● **INFORMATION SUPPLIED**:
--------------------------------

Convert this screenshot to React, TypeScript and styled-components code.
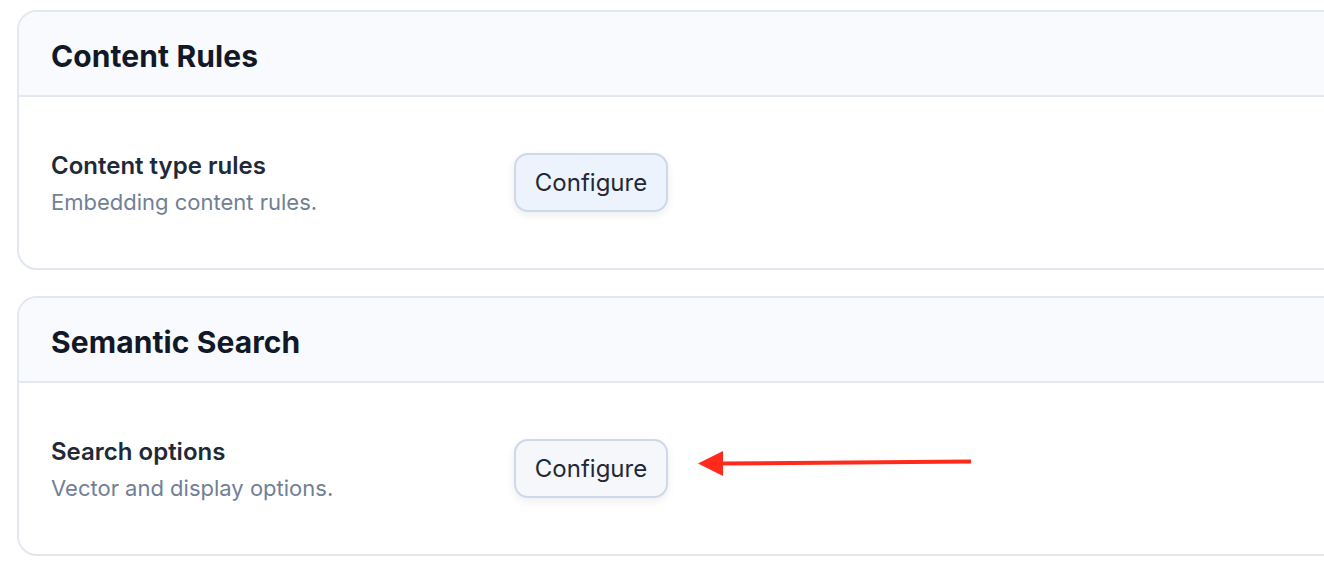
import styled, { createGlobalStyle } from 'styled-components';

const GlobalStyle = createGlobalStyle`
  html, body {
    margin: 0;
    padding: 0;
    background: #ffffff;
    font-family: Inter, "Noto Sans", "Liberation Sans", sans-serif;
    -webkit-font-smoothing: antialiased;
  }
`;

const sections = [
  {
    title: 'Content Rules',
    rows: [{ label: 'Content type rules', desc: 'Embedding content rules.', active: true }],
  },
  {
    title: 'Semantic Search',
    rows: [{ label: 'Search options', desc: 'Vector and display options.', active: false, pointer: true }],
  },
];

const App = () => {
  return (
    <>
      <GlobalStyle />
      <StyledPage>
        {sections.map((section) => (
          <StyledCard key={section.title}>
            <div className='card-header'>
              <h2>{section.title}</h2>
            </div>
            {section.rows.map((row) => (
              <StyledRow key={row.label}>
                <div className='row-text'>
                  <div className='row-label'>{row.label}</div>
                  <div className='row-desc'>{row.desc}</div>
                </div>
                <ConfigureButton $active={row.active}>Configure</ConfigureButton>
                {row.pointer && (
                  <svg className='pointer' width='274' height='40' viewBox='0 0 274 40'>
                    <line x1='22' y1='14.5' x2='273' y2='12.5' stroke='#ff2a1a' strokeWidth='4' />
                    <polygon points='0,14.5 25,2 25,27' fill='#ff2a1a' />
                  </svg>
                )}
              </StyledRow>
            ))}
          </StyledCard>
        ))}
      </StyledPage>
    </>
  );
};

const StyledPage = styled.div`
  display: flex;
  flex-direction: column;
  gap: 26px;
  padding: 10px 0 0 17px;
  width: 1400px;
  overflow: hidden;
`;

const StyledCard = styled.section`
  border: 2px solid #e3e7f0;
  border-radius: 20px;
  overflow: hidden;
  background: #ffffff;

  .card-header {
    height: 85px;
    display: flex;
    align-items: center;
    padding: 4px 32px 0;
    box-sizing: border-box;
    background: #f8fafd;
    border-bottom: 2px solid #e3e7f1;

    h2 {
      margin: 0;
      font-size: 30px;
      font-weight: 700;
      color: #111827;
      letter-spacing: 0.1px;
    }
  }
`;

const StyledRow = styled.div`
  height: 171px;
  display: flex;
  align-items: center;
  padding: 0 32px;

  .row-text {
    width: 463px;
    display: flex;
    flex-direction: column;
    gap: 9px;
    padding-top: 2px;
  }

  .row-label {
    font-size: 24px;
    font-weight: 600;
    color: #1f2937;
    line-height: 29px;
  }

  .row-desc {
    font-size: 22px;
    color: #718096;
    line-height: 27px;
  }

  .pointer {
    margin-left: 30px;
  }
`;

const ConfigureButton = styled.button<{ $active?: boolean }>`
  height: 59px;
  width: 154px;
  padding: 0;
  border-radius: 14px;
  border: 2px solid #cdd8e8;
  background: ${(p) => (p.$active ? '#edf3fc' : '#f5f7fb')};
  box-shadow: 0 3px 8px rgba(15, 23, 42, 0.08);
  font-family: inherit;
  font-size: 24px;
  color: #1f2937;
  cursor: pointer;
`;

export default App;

--------------------------------

Transcribe all of the material exactly, leaving out whatever pictures it contains.

● **OUTPUT OF THE EXERCISE**:
Convert this screenshot to React, TypeScript and styled-components code.
import styled, { createGlobalStyle } from 'styled-components';

const GlobalStyle = createGlobalStyle`
  html, body {
    margin: 0;
    padding: 0;
    background: #ffffff;
    font-family: Inter, "Noto Sans", "Liberation Sans", sans-serif;
    -webkit-font-smoothing: antialiased;
  }
`;

const sections = [
  {
    title: 'Content Rules',
    rows: [{ label: 'Content type rules', desc: 'Embedding content rules.', active: true }],
  },
  {
    title: 'Semantic Search',
    rows: [{ label: 'Search options', desc: 'Vector and display options.', active: false, pointer: true }],
  },
];

const App = () => {
  return (
    <>
      <GlobalStyle />
      <StyledPage>
        {sections.map((section) => (
          <StyledCard key={section.title}>
            <div className='card-header'>
              <h2>{section.title}</h2>
            </div>
            {section.rows.map((row) => (
              <StyledRow key={row.label}>
                <div className='row-text'>
                  <div className='row-label'>{row.label}</div>
                  <div className='row-desc'>{row.desc}</div>
                </div>
                <ConfigureButton $active={row.active}>Configure</ConfigureButton>
                {row.pointer && (
                  <svg className='pointer' width='274' height='40' viewBox='0 0 274 40'>
                    <line x1='22' y1='14.5' x2='273' y2='12.5' stroke='#ff2a1a' strokeWidth='4' />
                    <polygon points='0,14.5 25,2 25,27' fill='#ff2a1a' />
                  </svg>
                )}
              </StyledRow>
            ))}
          </StyledCard>
        ))}
      </StyledPage>
    </>
  );
};

const StyledPage = styled.div`
  display: flex;
  flex-direction: column;
  gap: 26px;
  padding: 10px 0 0 17px;
  width: 1400px;
  overflow: hidden;
`;

const StyledCard = styled.section`
  border: 2px solid #e3e7f0;
  border-radius: 20px;
  overflow: hidden;
  background: #ffffff;

  .card-header {
    height: 85px;
    display: flex;
    align-items: center;
    padding: 4px 32px 0;
    box-sizing: border-box;
    background: #f8fafd;
    border-bottom: 2px solid #e3e7f1;

    h2 {
      margin: 0;
      font-size: 30px;
      font-weight: 700;
      color: #111827;
      letter-spacing: 0.1px;
    }
  }
`;

const StyledRow = styled.div`
  height: 171px;
  display: flex;
  align-items: center;
  padding: 0 32px;

  .row-text {
    width: 463px;
    display: flex;
    flex-direction: column;
    gap: 9px;
    padding-top: 2px;
  }

  .row-label {
    font-size: 24px;
    font-weight: 600;
    color: #1f2937;
    line-height: 29px;
  }

  .row-desc {
    font-size: 22px;
    color: #718096;
    line-height: 27px;
  }

  .pointer {
    margin-left: 30px;
  }
`;

const ConfigureButton = styled.button<{ $active?: boolean }>`
  height: 59px;
  width: 154px;
  padding: 0;
  border-radius: 14px;
  border: 2px solid #cdd8e8;
  background: ${(p) => (p.$active ? '#edf3fc' : '#f5f7fb')};
  box-shadow: 0 3px 8px rgba(15, 23, 42, 0.08);
  font-family: inherit;
  font-size: 24px;
  color: #1f2937;
  cursor: pointer;
`;

export default App;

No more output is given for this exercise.